* WRITTEN REQUEST: Reproduce each line of the material exactly, minus any picture.

--- START ---

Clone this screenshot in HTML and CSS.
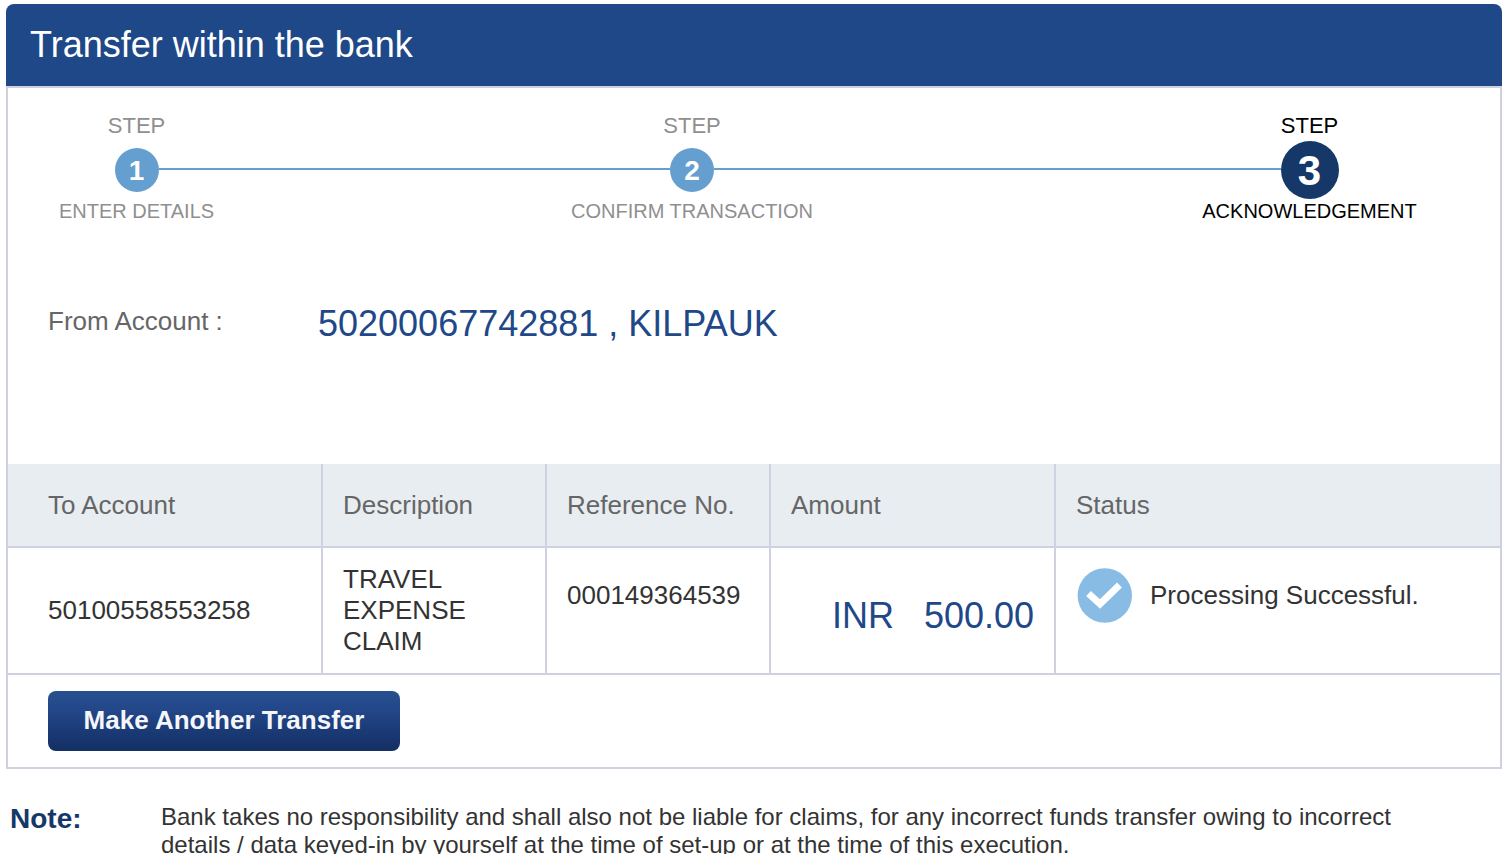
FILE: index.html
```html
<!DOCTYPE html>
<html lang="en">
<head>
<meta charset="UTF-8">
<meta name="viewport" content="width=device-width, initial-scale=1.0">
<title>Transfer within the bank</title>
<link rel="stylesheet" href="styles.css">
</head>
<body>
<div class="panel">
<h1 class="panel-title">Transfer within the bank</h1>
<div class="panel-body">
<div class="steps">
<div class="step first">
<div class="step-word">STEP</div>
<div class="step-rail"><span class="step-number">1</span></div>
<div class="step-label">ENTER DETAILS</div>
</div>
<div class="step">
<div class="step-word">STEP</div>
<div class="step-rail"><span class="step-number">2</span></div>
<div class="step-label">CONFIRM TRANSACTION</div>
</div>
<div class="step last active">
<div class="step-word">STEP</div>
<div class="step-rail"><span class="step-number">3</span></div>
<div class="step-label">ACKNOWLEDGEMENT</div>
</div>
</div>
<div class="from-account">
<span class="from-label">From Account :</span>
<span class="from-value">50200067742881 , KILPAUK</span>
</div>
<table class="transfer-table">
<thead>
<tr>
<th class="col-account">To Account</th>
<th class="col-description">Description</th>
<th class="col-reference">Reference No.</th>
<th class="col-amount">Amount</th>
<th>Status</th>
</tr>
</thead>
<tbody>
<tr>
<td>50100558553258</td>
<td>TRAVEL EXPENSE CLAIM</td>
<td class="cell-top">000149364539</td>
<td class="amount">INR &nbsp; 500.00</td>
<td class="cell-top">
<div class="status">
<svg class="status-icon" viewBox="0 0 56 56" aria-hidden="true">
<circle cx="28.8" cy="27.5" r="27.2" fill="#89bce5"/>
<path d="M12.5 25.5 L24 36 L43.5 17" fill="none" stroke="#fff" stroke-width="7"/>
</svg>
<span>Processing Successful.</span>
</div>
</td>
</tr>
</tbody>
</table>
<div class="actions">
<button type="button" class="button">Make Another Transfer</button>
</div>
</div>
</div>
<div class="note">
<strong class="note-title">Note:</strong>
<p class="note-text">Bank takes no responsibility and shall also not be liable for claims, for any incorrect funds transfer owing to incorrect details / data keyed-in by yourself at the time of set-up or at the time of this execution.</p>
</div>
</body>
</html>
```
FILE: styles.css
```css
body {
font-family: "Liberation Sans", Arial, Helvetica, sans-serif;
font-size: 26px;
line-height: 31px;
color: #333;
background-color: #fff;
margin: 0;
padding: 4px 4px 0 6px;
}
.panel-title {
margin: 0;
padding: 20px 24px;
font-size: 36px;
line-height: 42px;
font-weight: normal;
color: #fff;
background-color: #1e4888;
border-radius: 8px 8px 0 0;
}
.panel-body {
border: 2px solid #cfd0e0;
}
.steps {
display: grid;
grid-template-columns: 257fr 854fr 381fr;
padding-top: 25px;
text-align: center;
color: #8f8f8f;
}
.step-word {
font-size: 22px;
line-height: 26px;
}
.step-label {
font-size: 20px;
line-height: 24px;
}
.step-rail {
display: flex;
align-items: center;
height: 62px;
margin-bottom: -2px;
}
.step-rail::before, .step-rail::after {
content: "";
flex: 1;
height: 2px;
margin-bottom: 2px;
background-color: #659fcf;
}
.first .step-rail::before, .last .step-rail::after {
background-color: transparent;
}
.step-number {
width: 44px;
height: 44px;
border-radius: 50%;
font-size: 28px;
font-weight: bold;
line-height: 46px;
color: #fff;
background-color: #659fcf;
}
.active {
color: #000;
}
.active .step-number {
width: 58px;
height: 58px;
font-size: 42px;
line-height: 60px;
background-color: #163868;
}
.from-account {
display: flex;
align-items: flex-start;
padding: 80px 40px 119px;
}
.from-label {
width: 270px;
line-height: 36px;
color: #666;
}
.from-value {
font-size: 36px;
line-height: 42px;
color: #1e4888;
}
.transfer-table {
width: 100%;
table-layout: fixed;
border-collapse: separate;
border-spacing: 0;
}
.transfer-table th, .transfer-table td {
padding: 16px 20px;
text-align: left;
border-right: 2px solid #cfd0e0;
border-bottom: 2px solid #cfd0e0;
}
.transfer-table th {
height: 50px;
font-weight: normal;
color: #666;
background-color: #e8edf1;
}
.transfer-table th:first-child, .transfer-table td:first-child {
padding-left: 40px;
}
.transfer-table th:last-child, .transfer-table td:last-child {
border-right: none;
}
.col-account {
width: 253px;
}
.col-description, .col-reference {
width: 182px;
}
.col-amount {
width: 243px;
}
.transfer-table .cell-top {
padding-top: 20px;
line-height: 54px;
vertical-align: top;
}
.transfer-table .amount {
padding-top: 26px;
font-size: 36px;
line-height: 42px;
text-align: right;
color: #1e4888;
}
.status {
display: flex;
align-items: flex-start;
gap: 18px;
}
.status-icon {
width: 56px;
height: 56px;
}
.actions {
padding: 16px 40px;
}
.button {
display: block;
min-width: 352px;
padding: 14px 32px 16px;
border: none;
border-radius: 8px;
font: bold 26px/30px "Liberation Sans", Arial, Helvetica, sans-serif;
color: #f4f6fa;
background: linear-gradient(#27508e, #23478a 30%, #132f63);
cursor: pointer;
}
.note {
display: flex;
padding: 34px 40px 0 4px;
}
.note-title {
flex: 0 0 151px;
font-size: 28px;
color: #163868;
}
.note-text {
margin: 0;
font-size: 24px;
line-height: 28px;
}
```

--- END ---

* TASK SOLUTION:
Clone this screenshot in HTML and CSS.
FILE: index.html
```html
<!DOCTYPE html>
<html lang="en">
<head>
<meta charset="UTF-8">
<meta name="viewport" content="width=device-width, initial-scale=1.0">
<title>Transfer within the bank</title>
<link rel="stylesheet" href="styles.css">
</head>
<body>
<div class="panel">
<h1 class="panel-title">Transfer within the bank</h1>
<div class="panel-body">
<div class="steps">
<div class="step first">
<div class="step-word">STEP</div>
<div class="step-rail"><span class="step-number">1</span></div>
<div class="step-label">ENTER DETAILS</div>
</div>
<div class="step">
<div class="step-word">STEP</div>
<div class="step-rail"><span class="step-number">2</span></div>
<div class="step-label">CONFIRM TRANSACTION</div>
</div>
<div class="step last active">
<div class="step-word">STEP</div>
<div class="step-rail"><span class="step-number">3</span></div>
<div class="step-label">ACKNOWLEDGEMENT</div>
</div>
</div>
<div class="from-account">
<span class="from-label">From Account :</span>
<span class="from-value">50200067742881 , KILPAUK</span>
</div>
<table class="transfer-table">
<thead>
<tr>
<th class="col-account">To Account</th>
<th class="col-description">Description</th>
<th class="col-reference">Reference No.</th>
<th class="col-amount">Amount</th>
<th>Status</th>
</tr>
</thead>
<tbody>
<tr>
<td>50100558553258</td>
<td>TRAVEL EXPENSE CLAIM</td>
<td class="cell-top">000149364539</td>
<td class="amount">INR &nbsp; 500.00</td>
<td class="cell-top">
<div class="status">
<svg class="status-icon" viewBox="0 0 56 56" aria-hidden="true">
<circle cx="28.8" cy="27.5" r="27.2" fill="#89bce5"/>
<path d="M12.5 25.5 L24 36 L43.5 17" fill="none" stroke="#fff" stroke-width="7"/>
</svg>
<span>Processing Successful.</span>
</div>
</td>
</tr>
</tbody>
</table>
<div class="actions">
<button type="button" class="button">Make Another Transfer</button>
</div>
</div>
</div>
<div class="note">
<strong class="note-title">Note:</strong>
<p class="note-text">Bank takes no responsibility and shall also not be liable for claims, for any incorrect funds transfer owing to incorrect details / data keyed-in by yourself at the time of set-up or at the time of this execution.</p>
</div>
</body>
</html>
```
FILE: styles.css
```css
body {
font-family: "Liberation Sans", Arial, Helvetica, sans-serif;
font-size: 26px;
line-height: 31px;
color: #333;
background-color: #fff;
margin: 0;
padding: 4px 4px 0 6px;
}
.panel-title {
margin: 0;
padding: 20px 24px;
font-size: 36px;
line-height: 42px;
font-weight: normal;
color: #fff;
background-color: #1e4888;
border-radius: 8px 8px 0 0;
}
.panel-body {
border: 2px solid #cfd0e0;
}
.steps {
display: grid;
grid-template-columns: 257fr 854fr 381fr;
padding-top: 25px;
text-align: center;
color: #8f8f8f;
}
.step-word {
font-size: 22px;
line-height: 26px;
}
.step-label {
font-size: 20px;
line-height: 24px;
}
.step-rail {
display: flex;
align-items: center;
height: 62px;
margin-bottom: -2px;
}
.step-rail::before, .step-rail::after {
content: "";
flex: 1;
height: 2px;
margin-bottom: 2px;
background-color: #659fcf;
}
.first .step-rail::before, .last .step-rail::after {
background-color: transparent;
}
.step-number {
width: 44px;
height: 44px;
border-radius: 50%;
font-size: 28px;
font-weight: bold;
line-height: 46px;
color: #fff;
background-color: #659fcf;
}
.active {
color: #000;
}
.active .step-number {
width: 58px;
height: 58px;
font-size: 42px;
line-height: 60px;
background-color: #163868;
}
.from-account {
display: flex;
align-items: flex-start;
padding: 80px 40px 119px;
}
.from-label {
width: 270px;
line-height: 36px;
color: #666;
}
.from-value {
font-size: 36px;
line-height: 42px;
color: #1e4888;
}
.transfer-table {
width: 100%;
table-layout: fixed;
border-collapse: separate;
border-spacing: 0;
}
.transfer-table th, .transfer-table td {
padding: 16px 20px;
text-align: left;
border-right: 2px solid #cfd0e0;
border-bottom: 2px solid #cfd0e0;
}
.transfer-table th {
height: 50px;
font-weight: normal;
color: #666;
background-color: #e8edf1;
}
.transfer-table th:first-child, .transfer-table td:first-child {
padding-left: 40px;
}
.transfer-table th:last-child, .transfer-table td:last-child {
border-right: none;
}
.col-account {
width: 253px;
}
.col-description, .col-reference {
width: 182px;
}
.col-amount {
width: 243px;
}
.transfer-table .cell-top {
padding-top: 20px;
line-height: 54px;
vertical-align: top;
}
.transfer-table .amount {
padding-top: 26px;
font-size: 36px;
line-height: 42px;
text-align: right;
color: #1e4888;
}
.status {
display: flex;
align-items: flex-start;
gap: 18px;
}
.status-icon {
width: 56px;
height: 56px;
}
.actions {
padding: 16px 40px;
}
.button {
display: block;
min-width: 352px;
padding: 14px 32px 16px;
border: none;
border-radius: 8px;
font: bold 26px/30px "Liberation Sans", Arial, Helvetica, sans-serif;
color: #f4f6fa;
background: linear-gradient(#27508e, #23478a 30%, #132f63);
cursor: pointer;
}
.note {
display: flex;
padding: 34px 40px 0 4px;
}
.note-title {
flex: 0 0 151px;
font-size: 28px;
color: #163868;
}
.note-text {
margin: 0;
font-size: 24px;
line-height: 28px;
}
```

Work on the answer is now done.